======== Data lines ========
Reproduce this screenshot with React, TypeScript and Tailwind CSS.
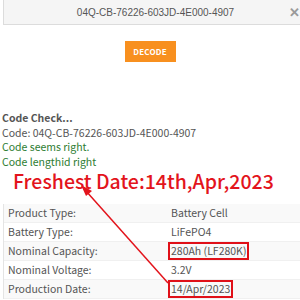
import React from 'react';

const ROWS = [
  { label: 'Product Type:', value: 'Battery Cell' },
  { label: 'Battery Type:', value: 'LiFePO4' },
  { label: 'Nominal Capacity:', value: '280Ah (LF280K)', mark: true },
  { label: 'Nominal Voltage:', value: '3.2V' },
  { label: 'Production Date:', value: '14/Apr/2023', mark: true },
];

const yahei = { fontFamily: '"Noto Sans CJK SC", "Noto Sans", sans-serif' };

const App: React.FC = () => {
  return (
    <div className="relative w-[300px] h-[300px] overflow-hidden bg-white" style={yahei}>
      <div className="ml-[3px] h-[25px] bg-[#f5f5f5] border-l border-b border-[#dcdcdc] flex items-center relative">
        <span
          className="flex-1 text-center text-[10px] text-[#555] pl-[7px]"
          style={{ fontFamily: '"Liberation Sans", Arial, sans-serif' }}
        >
          04Q-CB-76226-603JD-4E000-4907
        </span>
        <span className="absolute right-[0px] top-[5px] text-[13px] font-bold text-[#9a9a9a] leading-none">✕</span>
      </div>

      <div className="flex justify-center mt-[16px]">
        <button className="w-[51px] h-[21px] bg-[#f8901f] text-white text-[8px] font-bold tracking-wide">
          DECODE
        </button>
      </div>

      <div className="mt-[49px] pl-[2px] text-[10.5px] leading-[14.5px]">
        <div className="font-bold text-[#555]">Code Check...</div>
        <div className="text-[#555]">Code: 04Q-CB-76226-603JD-4E000-4907</div>
        <div className="text-[#2e7d32]">Code seems right.</div>
        <div className="text-[#2e7d32]">Code lengthid right</div>
      </div>

      <div className="mt-0 pl-[13px] text-[19.5px] leading-[24px] text-[#e3141c] font-medium">
        Freshest Date:14th,Apr,2023
      </div>

      <div className="mt-[11px] ml-[3px] border-l border-[#e4e4e4] text-[10.5px] text-[#555]">
        {ROWS.map((r, i) => (
          <div
            key={r.label}
            className={`flex h-[19px] items-center border-b border-[#f0f0f0] ${i % 2 === 0 ? 'bg-[#f9f9f9]' : 'bg-white'}`}
          >
            <div className="w-[164px] pl-[4px]">{r.label}</div>
            <div
              className={
                r.mark
                  ? 'px-[1px] border-2 border-[#e01018] leading-[14px]'
                  : 'pl-[3px]'
              }
            >
              {r.value}
            </div>
          </div>
        ))}
      </div>

      <svg className="absolute left-0 top-0 pointer-events-none" width="300" height="300">
        <line x1="168" y1="283" x2="86" y2="191" stroke="#e3141c" strokeWidth="1.5" />
        <polygon points="81,185 92,191 86,196" fill="#e3141c" />
      </svg>
    </div>
  );
};

export default App;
========
Task requirements: Copy the material above in full and exactly, skipping pictures.

Result of this task:
Reproduce this screenshot with React, TypeScript and Tailwind CSS.
import React from 'react';

const ROWS = [
  { label: 'Product Type:', value: 'Battery Cell' },
  { label: 'Battery Type:', value: 'LiFePO4' },
  { label: 'Nominal Capacity:', value: '280Ah (LF280K)', mark: true },
  { label: 'Nominal Voltage:', value: '3.2V' },
  { label: 'Production Date:', value: '14/Apr/2023', mark: true },
];

const yahei = { fontFamily: '"Noto Sans CJK SC", "Noto Sans", sans-serif' };

const App: React.FC = () => {
  return (
    <div className="relative w-[300px] h-[300px] overflow-hidden bg-white" style={yahei}>
      <div className="ml-[3px] h-[25px] bg-[#f5f5f5] border-l border-b border-[#dcdcdc] flex items-center relative">
        <span
          className="flex-1 text-center text-[10px] text-[#555] pl-[7px]"
          style={{ fontFamily: '"Liberation Sans", Arial, sans-serif' }}
        >
          04Q-CB-76226-603JD-4E000-4907
        </span>
        <span className="absolute right-[0px] top-[5px] text-[13px] font-bold text-[#9a9a9a] leading-none">✕</span>
      </div>

      <div className="flex justify-center mt-[16px]">
        <button className="w-[51px] h-[21px] bg-[#f8901f] text-white text-[8px] font-bold tracking-wide">
          DECODE
        </button>
      </div>

      <div className="mt-[49px] pl-[2px] text-[10.5px] leading-[14.5px]">
        <div className="font-bold text-[#555]">Code Check...</div>
        <div className="text-[#555]">Code: 04Q-CB-76226-603JD-4E000-4907</div>
        <div className="text-[#2e7d32]">Code seems right.</div>
        <div className="text-[#2e7d32]">Code lengthid right</div>
      </div>

      <div className="mt-0 pl-[13px] text-[19.5px] leading-[24px] text-[#e3141c] font-medium">
        Freshest Date:14th,Apr,2023
      </div>

      <div className="mt-[11px] ml-[3px] border-l border-[#e4e4e4] text-[10.5px] text-[#555]">
        {ROWS.map((r, i) => (
          <div
            key={r.label}
            className={`flex h-[19px] items-center border-b border-[#f0f0f0] ${i % 2 === 0 ? 'bg-[#f9f9f9]' : 'bg-white'}`}
          >
            <div className="w-[164px] pl-[4px]">{r.label}</div>
            <div
              className={
                r.mark
                  ? 'px-[1px] border-2 border-[#e01018] leading-[14px]'
                  : 'pl-[3px]'
              }
            >
              {r.value}
            </div>
          </div>
        ))}
      </div>

      <svg className="absolute left-0 top-0 pointer-events-none" width="300" height="300">
        <line x1="168" y1="283" x2="86" y2="191" stroke="#e3141c" strokeWidth="1.5" />
        <polygon points="81,185 92,191 86,196" fill="#e3141c" />
      </svg>
    </div>
  );
};

export default App;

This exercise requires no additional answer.